Informations and abstract
Keywords: Asian laws in Britain, Legal pluralism, Minority legal orders, Islamic law, Hindu law.
The concept of ‘Asian laws in Britain’ was proposed in the 1990s by a leading scholar of South Asian laws, Werner Menski, within the larger framework of legal pluralism. This article explores the reasons why it might be an attractive description and the possible reasons for its shortcomings, as well as a brief assessment of its take up more widely among scholars, officials, the communities to which it refers and others.
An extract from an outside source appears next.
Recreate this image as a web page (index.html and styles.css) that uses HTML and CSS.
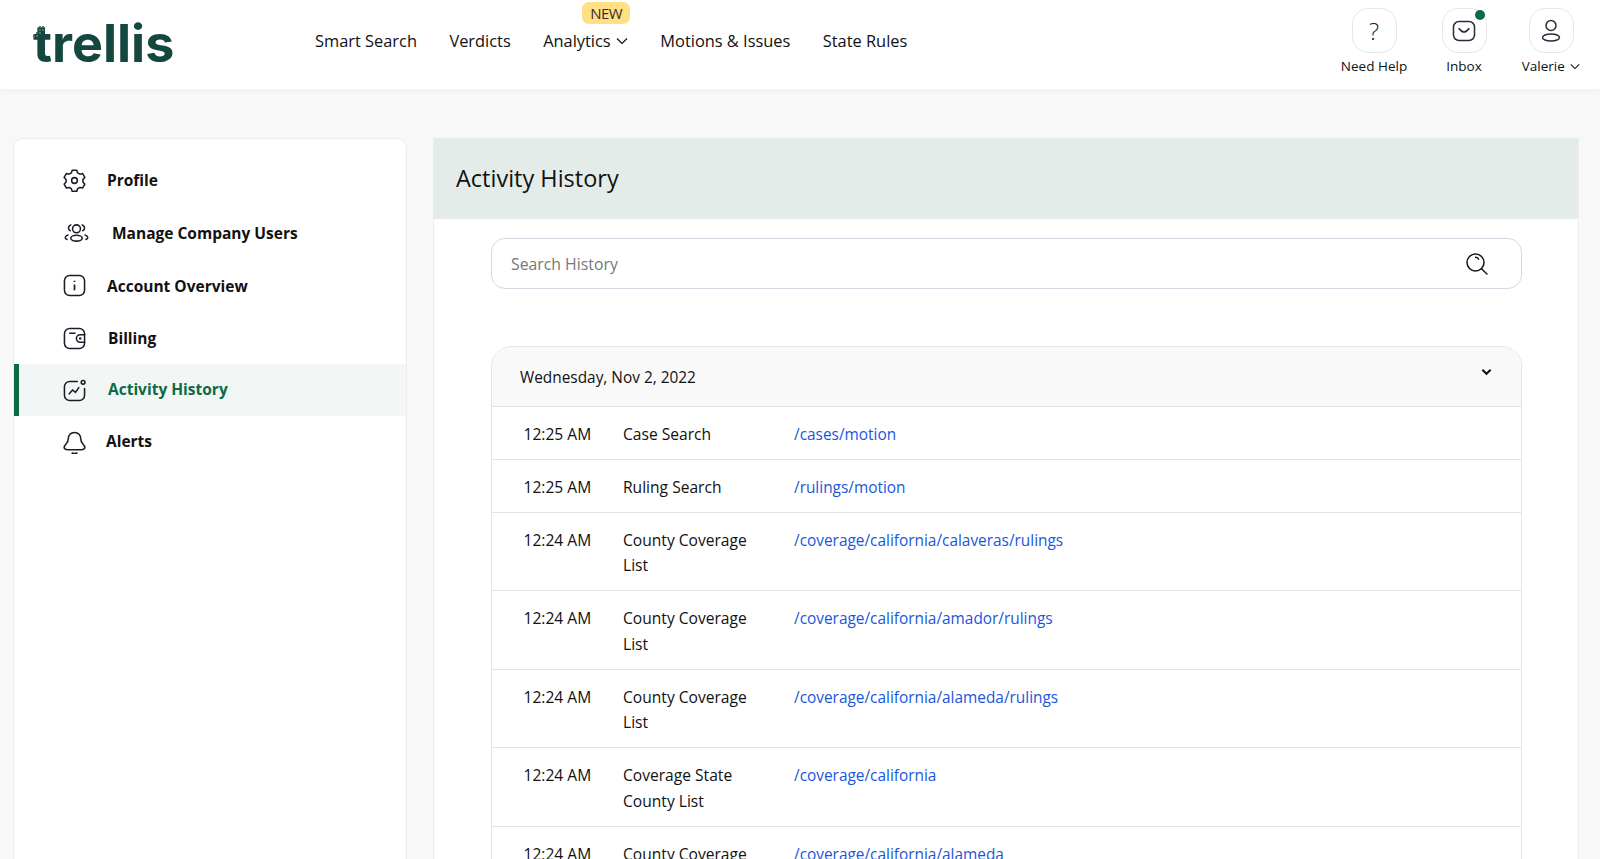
FILE: index.html
```html
<!DOCTYPE html>
<html lang="en">
<head>
<meta charset="utf-8">
<title>Activity History</title>
<link rel="stylesheet" href="styles.css">
</head>
<body>
<header class="topbar">
  <a class="logo"><svg class="logo-mark" viewBox="0 0 12 14" width="12" height="14"><g fill="#4d6f69"><rect x="6" y="0" width="2" height="2"/><rect x="9" y="0" width="2" height="2"/><rect x="6" y="3" width="2" height="2"/><rect x="9" y="3" width="2" height="2"/><rect x="3" y="6" width="2" height="2"/><rect x="6" y="6" width="2" height="2"/><rect x="0" y="9" width="2" height="2"/><rect x="3" y="9" width="2" height="2"/></g></svg>trellis</a>
  <nav class="mainnav">
    <a class="navlink">Smart Search</a>
    <a class="navlink">Verdicts</a>
    <a class="navlink has-badge"><span class="badge">NEW</span>Analytics <svg class="chev" viewBox="0 0 12 8" width="12" height="8"><path d="M1 1.500l5 5 5-5" fill="none" stroke="#111" stroke-width="1.200"/></svg></a>
    <a class="navlink">Motions &amp; Issues</a>
    <a class="navlink">State Rules</a>
  </nav>
  <div class="tools">
    <a class="tool tool-help">
      <span class="toolbox"><span class="qmark">?</span></span>
      <span class="toollabel">Need Help</span>
    </a>
    <a class="tool tool-inbox">
      <span class="toolbox"><i class="dot"></i><svg viewBox="0 0 24 24" width="24" height="24" fill="none" stroke="#2b2b3a" stroke-width="1.500"><rect x="1.500" y="2.500" width="21" height="19" rx="5.500"/><path d="M7 9.500c2 2.600 3.500 3.600 5 3.600s3-1 5-3.600" stroke-linecap="round"/></svg></span>
      <span class="toollabel">Inbox</span>
    </a>
    <a class="tool tool-user">
      <span class="toolbox"><svg viewBox="0 0 24 24" width="24" height="24" fill="none" stroke="#2b2b3a" stroke-width="1.500"><circle cx="12" cy="6.500" r="5"/><ellipse cx="12" cy="18.500" rx="8.500" ry="3.500"/></svg></span>
      <span class="toollabel">Valerie <svg class="chev chev-small" viewBox="0 0 12 8" width="10" height="7"><path d="M1 1.500l5 5 5-5" fill="none" stroke="#111" stroke-width="1.300"/></svg></span>
    </a>
  </div>
</header>

<div class="page">
  <aside class="sidebar">
    <a class="sideitem">
      <svg class="sideicon" viewBox="0 0 24 24" fill="none" stroke="#1c1c28" stroke-width="1.600" stroke-linejoin="round"><circle cx="12" cy="12" r="3"/><path d="M9.600 1.800h4.800l.9 2.800 2.300 1.300 2.900-.6 2.300 4-2 2.200v2.600l2 2.200-2.300 4-2.900-.6-2.300 1.300-.9 2.800H9.600l-.9-2.800-2.300-1.300-2.900.6-2.300-4 2-2.200v-2.600l-2-2.200 2.300-4 2.900.6 2.300-1.300z" transform="translate(0 -.5)"/></svg>
      <span class="sidetext t-profile">Profile</span>
    </a>
    <a class="sideitem">
      <svg class="sideicon icon-users" viewBox="0 0 24 24" fill="none" stroke="#1c1c28" stroke-width="1.500" stroke-linecap="round"><circle cx="12" cy="8.500" r="3.800"/><ellipse cx="12" cy="17.500" rx="5.500" ry="2.800"/><path d="M6.500 4.700a3 3 0 0 0-.5 5.600M17.500 4.700a3 3 0 0 1 .5 5.600M3.800 14.500c-1.600.6-2.600 1.500-2.600 2.300 0 .8.600 1.400 1.700 1.900M20.200 14.500c1.600.6 2.600 1.500 2.600 2.300 0 .8-.6 1.400-1.700 1.900"/></svg>
      <span class="sidetext t-users">Manage Company Users</span>
    </a>
    <a class="sideitem">
      <svg class="sideicon" viewBox="0 0 24 24" fill="none" stroke="#1c1c28" stroke-width="1.600"><rect x="1.500" y="1.500" width="21" height="21" rx="5.500"/><path d="M12 11v6" stroke-width="1.800"/><path d="M12 7v1.400" stroke-width="1.800"/></svg>
      <span class="sidetext t-account">Account Overview</span>
    </a>
    <a class="sideitem">
      <svg class="sideicon" viewBox="0 0 24 24" fill="none" stroke="#1c1c28" stroke-width="1.600" stroke-linecap="round"><path d="M22.500 8V7a5.500 5.500 0 0 0-5.500-5.500H7A5.500 5.500 0 0 0 1.500 7v10A5.500 5.500 0 0 0 7 22.500h10a5.500 5.500 0 0 0 5.500-5.500v-1"/><path d="M22.500 8h-4.500a4 4 0 0 0 0 8h4.500z"/><path d="M7 6.500h5.500"/><circle cx="18" cy="12" r=".6"/></svg>
      <span class="sidetext t-billing">Billing</span>
    </a>
    <a class="sideitem is-active">
      <svg class="sideicon" viewBox="0 0 24 24" fill="none" stroke="#1c1c28" stroke-width="1.600" stroke-linecap="round"><path d="M15 2.500H7A5.500 5.500 0 0 0 1.500 8v9A5.500 5.500 0 0 0 7 22.500h10a5.500 5.500 0 0 0 5.500-5.500v-7"/><circle cx="21" cy="3.500" r="2"/><path d="M6.500 15.500l3.500-4 3 2.500 3.500-5"/></svg>
      <span class="sidetext t-activity">Activity History</span>
    </a>
    <a class="sideitem">
      <svg class="sideicon" viewBox="0 0 24 24" fill="none" stroke="#1c1c28" stroke-width="1.600" stroke-linecap="round"><path d="M12 1.500c-4 0-6.500 3-6.500 6.500 0 2.500-.7 3.800-2.300 5.500-1.200 1.300-2 2.300-2 3.500 0 1.600 1.800 2.500 3.800 2.500h14c2 0 3.800-.9 3.800-2.500 0-1.200-.8-2.200-2-3.500-1.600-1.700-2.300-3-2.300-5.500 0-3.500-2.500-6.500-6.500-6.500z"/><path d="M9.500 23c1.600.7 3.400.7 5 0"/></svg>
      <span class="sidetext t-alerts">Alerts</span>
    </a>
  </aside>

  <main class="panel">
    <h1 class="panel-title">Activity History</h1>
    <div class="panel-body">
      <div class="searchbox">
        <span class="placeholder">Search History</span>
        <svg class="searchicon" viewBox="0 0 22 22" width="22" height="22" fill="none" stroke="#15151f" stroke-width="1.500" stroke-linecap="round"><circle cx="9.500" cy="9.500" r="8.500"/><path d="M15.500 15.800l5.500 5.200"/><path d="M9.500 4.300c1.300 0 2.500.7 3.100 1.800"/></svg>
      </div>
      <section class="daygroup">
        <div class="dayhead">
          <span class="daytext">Wednesday, Nov 2, 2022</span>
          <svg class="daychev" viewBox="0 0 12 8" width="11" height="8"><path d="M1.500 1.500L6 6l4.500-4.500" fill="none" stroke="#111" stroke-width="2.200"/></svg>
        </div>
        <div class="row"><span>12:25 AM</span><span class="kind">Case Search</span><a class="path">/cases/motion</a></div>
        <div class="row"><span>12:25 AM</span><span class="kind">Ruling Search</span><a class="path">/rulings/motion</a></div>
        <div class="row"><span>12:24 AM</span><span class="kind">County Coverage List</span><a class="path">/coverage/california/calaveras/rulings</a></div>
        <div class="row"><span>12:24 AM</span><span class="kind">County Coverage List</span><a class="path">/coverage/california/amador/rulings</a></div>
        <div class="row"><span>12:24 AM</span><span class="kind">County Coverage List</span><a class="path">/coverage/california/alameda/rulings</a></div>
        <div class="row"><span>12:24 AM</span><span class="kind">Coverage State County List</span><a class="path">/coverage/california</a></div>
        <div class="row"><span>12:24 AM</span><span class="kind">County Coverage List</span><a class="path">/coverage/california/alameda</a></div>
      </section>
    </div>
  </main>
</div>
</body>
</html>
```
FILE: styles.css
```css
* { box-sizing: border-box; }
html, body { margin: 0; height: 100%; overflow: hidden; }
body {
  background: #f8f8f8;
  color: #111;
  font-family: "Open Sans", "Liberation Sans", sans-serif;
  font-size: 16px;
}
a { color: inherit; text-decoration: none; }

.topbar {
  height: 89px;
  background: #fff;
  display: flex;
  align-items: flex-start;
  box-shadow: 0 2px 6px rgba(0,0,0,.04);
  padding-left: 33px;
}
.logo {
  position: relative;
  width: 282px;
  margin-top: 10px;
  font-family: Inter, "Liberation Sans", sans-serif;
  font-weight: 700;
  font-size: 52px;
  line-height: 67px;
  letter-spacing: 0;
  color: #13473f;
}
.logo-mark { position: absolute; left: 0; top: 16px; }
.mainnav { display: flex; gap: 32.400px; margin-top: 28px; }
.navlink { position: relative; font-size: 16.400px; font-weight: 500; line-height: 26px; white-space: nowrap; }
.chev { margin-left: 1px; vertical-align: 2px; }
.chev-small { margin-left: 2px; vertical-align: 1px; }
.badge {
  position: absolute;
  left: 39px;
  top: -26px;
  width: 48px;
  height: 22px;
  background: #ffe083;
  border-radius: 7px;
  font-size: 15px;
  font-weight: 400;
  line-height: 22px;
  text-align: center;
  letter-spacing: -.5px;
  color: #3b2a2a;
}
.badge::after {
  content: "";
  position: absolute;
  left: 9px;
  bottom: -4px;
  width: 9px;
  height: 9px;
  background: #ffe083;
  transform: rotate(45deg);
  z-index: -1;
}
.tools { margin-left: auto; display: flex; padding-top: 8px; padding-right: 11px; }
.tool { display: flex; flex-direction: column; align-items: center; width: 98px; }
.tool-help { width: 82px; }
.tool-user { width: 76px; }
.toolbox {
  position: relative;
  width: 45px;
  height: 45px;
  border: 1px solid #e6e6e6;
  border-radius: 16px;
  display: flex;
  align-items: center;
  justify-content: center;
  background: #fff;
}
.qmark { font-size: 24px; font-weight: 300; color: #222; line-height: 1; }
.dot {
  position: absolute;
  right: 1px;
  top: 1px;
  width: 10px;
  height: 10px;
  border-radius: 50%;
  background: #0b6b45;
}
.toollabel { margin-top: 3px; font-size: 13.500px; font-weight: 500; line-height: 20px; white-space: nowrap; }

.page {
  display: flex;
  gap: 26px;
  padding: 49px 21px 0 13px;
  height: 770px;
}
.sidebar {
  width: 394px;
  flex: none;
  height: 800px;
  background: #fff;
  border: 1px solid #ececec;
  border-radius: 10px;
  padding-top: 15px;
}
.sideitem {
  height: 52px;
  padding-left: 49px;
  display: flex;
  align-items: center;
  font-size: 15.500px;
  font-weight: 700;
}
.sideitem:nth-child(2) { height: 53px; }
.sideitem:nth-child(3) { height: 53.500px; }
.sideitem:nth-child(4) { height: 51.500px; }
.sideicon { width: 23px; height: 23px; flex: none; }
.icon-users { width: 25px; height: 25px; margin-left: 1px; margin-right: -3px; }
.sidetext { line-height: 24px; margin-bottom: 1px; }
.t-profile { margin-left: 21px; }
.t-users { margin-left: 26px; margin-bottom: 0; }
.t-account { margin-left: 21px; margin-bottom: 0; }
.t-billing { margin-left: 22px; }
.t-activity { margin-left: 22px; margin-bottom: 3px; }
.t-alerts { margin-left: 20px; margin-bottom: 3px; }
.is-active {
  background: #f2f6f4;
  color: #0b6b45;
  border-left: 5px solid #0b6b45;
  padding-left: 44px;
}

.panel {
  flex: 1;
  height: 800px;
  background: #fff;
  border: 1px solid #ececec;
  border-top: 0;
}
.panel-title {
  margin: 0;
  height: 81px;
  padding-left: 22px;
  background: #e4ecea;
  font-size: 23.500px;
  font-weight: 500;
  line-height: 81px;
}
.panel-body { padding: 19px 56px 0 57px; }
.searchbox {
  height: 51px;
  border: 1px solid #d3d9e2;
  border-radius: 14px;
  display: flex;
  align-items: center;
  justify-content: space-between;
  padding: 0 33px 0 19px;
}
.placeholder { color: #777; font-size: 15.800px; }
.daygroup {
  margin-top: 57px;
  border: 1px solid #e4e4e4;
  border-radius: 20px 20px 0 0;
  overflow: hidden;
}
.dayhead {
  height: 59px;
  background: #f9f9f9;
  display: flex;
  justify-content: space-between;
  align-items: center;
  padding: 2px 29px 0 28px;
}
.daytext { font-size: 15.400px; }
.daychev { margin-top: -12px; }
.row {
  display: grid;
  grid-template-columns: 99.500px 171px 1fr;
  padding: 14.900px 32px 11.600px 31.500px;
  border-top: 1px solid #e4e4e4;
  font-size: 15.600px;
  line-height: 25.500px;
}
.kind { padding-right: 36px; }
.path { color: #1a56db; font-size: 15.400px; }
```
The article examines the viability of this conception of Asian laws in the British diasporic sphere by entering the broader debate between the proponents of legal pluralism and their naysayers, identifying the main lines of dispute and its productive results as well as their limits in helping to make progress towards a theory of law. The mutual accusations of ethnocentrism, Eurocentrism or parochialism among the debate’s protagonists are discussed in order to identify how legal pluralists may be open to the charges they level against their opponents. The discussion is given more concrete form by drawing attention to the arguable non-universality of the domain of the normative upon which legal theorists and legal pluralists generally rely for their conception of law. If the domain of the normative is not universal, law itself cannot be universal as the legal pluralists claim. Although Muslim/Islamic law appears to have gained a large number of adherents among the reconstructed components of Asian laws in Britain, the discussion shows how another component - Hindu law - cannot be ‘law’ in the manner its proponents claim. The consequences for the viability of a conception of diasporic Asian laws in Britain are then drawn out.